I libri ridanno vita al rione Sanità
La periferia non è solamente un concetto urbano, come dimostrano alcune zone di Napoli, prima su tutte il rione Sanità. Centro storico della città partenopea, questo quartiere vive da anni realtà di degrado e criminalità, essendo quasi totalmente in mano alla camorra. In questo caso, l’architettura ha dato vita a una delle zone più attraenti di Napoli, con i suoi edifici storici e con la sua conformazione territoriale che rende il rione Sanità una vera e propria bomboniera. Tuttavia, la zona si trova da anni a dover vivere in un contesto sociale totalmente abbandonato dalle istituzioni, come dimostra la profonda penetrazione delle associazioni mafiose. Proprio in questo contesto, però, sono molte le associazioni che si impegnano per recuperare il territorio e la sua socialità: una di queste è l’apertura della libreria nell’edificio confiscato alla camorra che ha preso il nome di Casa nostra, grazie all’attività dell’associazione Adda passà a nuttata. Lo scopo di questa iniziativa è ovviamente il recupero dei giovani di quartiere tramite attività culturali e sociali, strumenti che possono alimentare le alternative e le prospettive di vita. L’associazione si è impegnata anche per riqualificare l’edificio, tramite raccolte di fondi provenienti dai privati che hanno permesso l’agibilità della struttura, dopo anni in cui era stata utilizzata solamente per scopi illegali.
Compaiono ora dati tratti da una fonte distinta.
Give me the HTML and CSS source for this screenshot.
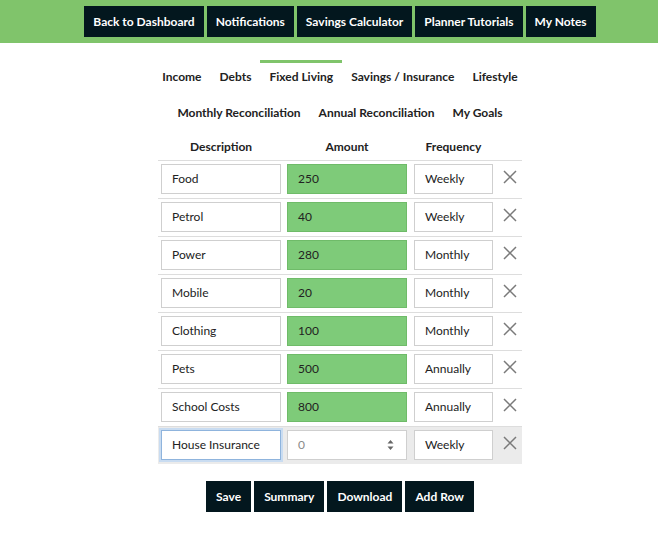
FILE: index.html
```html
<!DOCTYPE html>
<html lang="en">
<head>
<meta charset="utf-8">
<title>Fixed Living</title>
<link rel="stylesheet" href="styles.css">
</head>
<body>
<header class="topbar">
  <nav class="topnav">
    <a class="btn" href="#">Back to Dashboard</a>
    <a class="btn" href="#">Notifications</a>
    <a class="btn" href="#">Savings Calculator</a>
    <a class="btn" href="#">Planner Tutorials</a>
    <a class="btn" href="#">My Notes</a>
  </nav>
</header>
<main class="planner">
  <ul class="tabs">
    <li class="tab">Income</li>
    <li class="tab">Debts</li>
    <li class="tab active">Fixed Living</li>
    <li class="tab">Savings / Insurance</li>
    <li class="tab">Lifestyle</li>
  </ul>
  <ul class="tabs">
    <li class="tab">Monthly Reconciliation</li>
    <li class="tab">Annual Reconciliation</li>
    <li class="tab">My Goals</li>
  </ul>
  <table class="budget">
    <thead>
      <tr>
        <th class="c-desc">Description</th>
        <th class="c-amt">Amount</th>
        <th class="c-freq">Frequency</th>
        <th class="c-del"></th>
      </tr>
    </thead>
    <tbody>
      <tr>
        <td class="c-desc"><div class="field">Food</div></td>
        <td class="c-amt"><div class="field filled">250</div></td>
        <td class="c-freq"><div class="field">Weekly</div></td>
        <td class="c-del"><svg class="del" viewBox="0 0 14 14"><path d="M1 1L13 13M13 1L1 13"/></svg></td>
      </tr>
      <tr>
        <td class="c-desc"><div class="field">Petrol</div></td>
        <td class="c-amt"><div class="field filled">40</div></td>
        <td class="c-freq"><div class="field">Weekly</div></td>
        <td class="c-del"><svg class="del" viewBox="0 0 14 14"><path d="M1 1L13 13M13 1L1 13"/></svg></td>
      </tr>
      <tr>
        <td class="c-desc"><div class="field">Power</div></td>
        <td class="c-amt"><div class="field filled">280</div></td>
        <td class="c-freq"><div class="field">Monthly</div></td>
        <td class="c-del"><svg class="del" viewBox="0 0 14 14"><path d="M1 1L13 13M13 1L1 13"/></svg></td>
      </tr>
      <tr>
        <td class="c-desc"><div class="field">Mobile</div></td>
        <td class="c-amt"><div class="field filled">20</div></td>
        <td class="c-freq"><div class="field">Monthly</div></td>
        <td class="c-del"><svg class="del" viewBox="0 0 14 14"><path d="M1 1L13 13M13 1L1 13"/></svg></td>
      </tr>
      <tr>
        <td class="c-desc"><div class="field">Clothing</div></td>
        <td class="c-amt"><div class="field filled">100</div></td>
        <td class="c-freq"><div class="field">Monthly</div></td>
        <td class="c-del"><svg class="del" viewBox="0 0 14 14"><path d="M1 1L13 13M13 1L1 13"/></svg></td>
      </tr>
      <tr>
        <td class="c-desc"><div class="field">Pets</div></td>
        <td class="c-amt"><div class="field filled">500</div></td>
        <td class="c-freq"><div class="field">Annually</div></td>
        <td class="c-del"><svg class="del" viewBox="0 0 14 14"><path d="M1 1L13 13M13 1L1 13"/></svg></td>
      </tr>
      <tr>
        <td class="c-desc"><div class="field">School Costs</div></td>
        <td class="c-amt"><div class="field filled">800</div></td>
        <td class="c-freq"><div class="field">Annually</div></td>
        <td class="c-del"><svg class="del" viewBox="0 0 14 14"><path d="M1 1L13 13M13 1L1 13"/></svg></td>
      </tr>
      <tr class="new-row">
        <td class="c-desc"><div class="field focused">House Insurance</div></td>
        <td class="c-amt"><div class="field number"><span class="placeholder">0</span><svg class="spin" viewBox="0 0 7 12"><path d="M3.5 1L6.5 4.5H0.5Z M3.5 11L6.5 7.5H0.5Z"/></svg></div></td>
        <td class="c-freq"><div class="field">Weekly</div></td>
        <td class="c-del"><svg class="del" viewBox="0 0 14 14"><path d="M1 1L13 13M13 1L1 13"/></svg></td>
      </tr>
    </tbody>
  </table>
  <div class="actions">
    <button class="btn" type="button">Save</button>
    <button class="btn" type="button">Summary</button>
    <button class="btn" type="button">Download</button>
    <button class="btn" type="button">Add Row</button>
  </div>
</main>
</body>
</html>
```
FILE: styles.css
```css
* { box-sizing: border-box; }

body {
  margin: 0;
  font-family: Lato, "Open Sans", sans-serif;
  font-size: 12px;
  color: #222;
  background: #fff;
}

.topbar {
  background: #80c46b;
  padding: 6px 0 6px 22px;
}

.topnav {
  display: flex;
  justify-content: center;
  gap: 3px;
}

.btn {
  display: inline-flex;
  align-items: center;
  height: 31px;
  padding: 0 10px;
  background: #03171e;
  color: #fff;
  font-family: Lato, "Open Sans", sans-serif;
  font-size: 12px;
  font-weight: 700;
  text-decoration: none;
  border: 0;
  border-radius: 0;
  cursor: pointer;
}

.topnav .btn {
  padding: 0 9px;
}

.planner {
  padding: 17px 0 0 22px;
}

.tabs {
  display: flex;
  justify-content: center;
  list-style: none;
  margin: 0;
  padding: 0;
}

.tab {
  padding: 0 9px 5px;
  border-top: 3px solid transparent;
  line-height: 28px;
  font-weight: 700;
  color: #222;
}

.tab.active {
  border-top-color: #80c46b;
}

.budget {
  width: 364px;
  margin: 0 auto;
  border-collapse: collapse;
}

.budget th {
  height: 28px;
  padding: 2px 0 0;
  font-weight: 700;
  text-align: center;
  vertical-align: middle;
}

.budget td {
  border-top: 1px solid #ddd;
  padding: 3px 3px 4px;
  vertical-align: top;
}

.c-desc { width: 126px; }
.c-amt { width: 126px; }
.c-freq { width: 87px; }
.c-del { width: 25px; }

.budget td.c-freq { padding-left: 4px; padding-right: 4px; }
.budget td.c-del { padding: 9px 0 0 6px; }

.field {
  height: 30px;
  line-height: 28px;
  padding: 0 10px;
  border: 1px solid #cfcfcf;
  background: #fff;
  color: #222;
  white-space: nowrap;
  overflow: hidden;
}

.field.filled {
  background: #7ecb79;
  border-color: #6fbb69;
}

.field.focused {
  border-color: #8fb4dd;
  box-shadow: 0 0 0 2px #c9dcf1;
}

.field.number {
  display: flex;
  align-items: center;
  justify-content: space-between;
  padding-right: 12px;
}

.placeholder { color: #8a8a8a; }

.spin {
  width: 7px;
  height: 12px;
  fill: #666;
}

.new-row td { background: #ebebeb; }

.del {
  display: block;
  width: 14px;
  height: 14px;
  fill: none;
  stroke: #7a7a7a;
  stroke-width: 1.5;
}

.actions {
  display: flex;
  justify-content: center;
  gap: 3px;
  margin-top: 17px;
}
```
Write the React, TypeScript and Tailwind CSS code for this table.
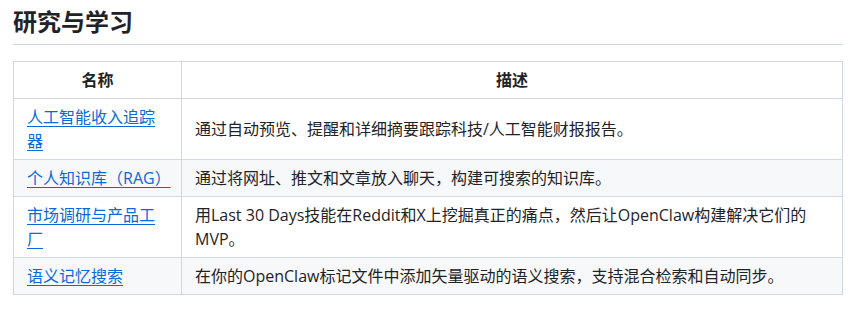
import React from 'react';

const rows = [
  {
    name: '人工智能收入追踪器',
    desc: '通过自动预览、提醒和详细摘要跟踪科技/人工智能财报报告。',
  },
  {
    name: '个人知识库（RAG）',
    desc: '通过将网址、推文和文章放入聊天，构建可搜索的知识库。',
  },
  {
    name: '市场调研与产品工厂',
    desc: '用Last 30 Days技能在Reddit和X上挖掘真正的痛点，然后让OpenClaw构建解决它们的MVP。',
  },
  {
    name: '语义记忆搜索',
    desc: '在你的OpenClaw标记文件中添加矢量驱动的语义搜索，支持混合检索和自动同步。',
  },
];

export default function App() {
  return (
    <div
      className="bg-white pl-[13px] pr-[10px] pt-[7px] text-[#1f2328]"
      style={{ fontFamily: '"Open Sans", "Noto Sans CJK SC", sans-serif' }}
    >
      <h2 className="border-b border-[#d1d9e0] pb-[7px] text-[24px] font-bold leading-[30px]">
        研究与学习
      </h2>
      <table className="mt-4 w-full table-fixed border-collapse text-[16px] leading-6">
        <thead>
          <tr className="bg-white">
            <th className="w-[168px] border border-[#d1d9e0] px-[13px] py-[6px] text-center font-bold">
              名称
            </th>
            <th className="border border-[#d1d9e0] px-[13px] py-[6px] text-center font-bold">
              描述
            </th>
          </tr>
        </thead>
        <tbody>
          {rows.map((r, i) => (
            <tr key={r.name} className={i % 2 === 1 ? 'bg-[#f6f8fa]' : 'bg-white'}>
              <td className="border border-[#d1d9e0] px-[13px] py-[6px]">
                <a href="#" className="text-[#0969da] underline underline-offset-[3px]">
                  {r.name}
                </a>
              </td>
              <td className="border border-[#d1d9e0] px-[13px] py-[6px]">{r.desc}</td>
            </tr>
          ))}
        </tbody>
      </table>
    </div>
  );
}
Dimentichiamo troppo spesso che le periferie sono abitate, vissute da esseri umani e non da personaggi di fiction in cui vengono raccontati i lati più oscuri legati al malaffare o di serie action nelle quali le pistole sono quasi sempre le protagoniste assolute. Le istituzioni dovrebbero quantomeno interessarsene prima ancora di pensare ad un serio piano di recupero sociale e poi architettonico.
*Non me ne vogliano i romani per la troppa attenzione o, per il senso opposto, gli abitanti delle altre città italiane, prendiamo come esempio la capitale solo per la confidenza personale dell’autore.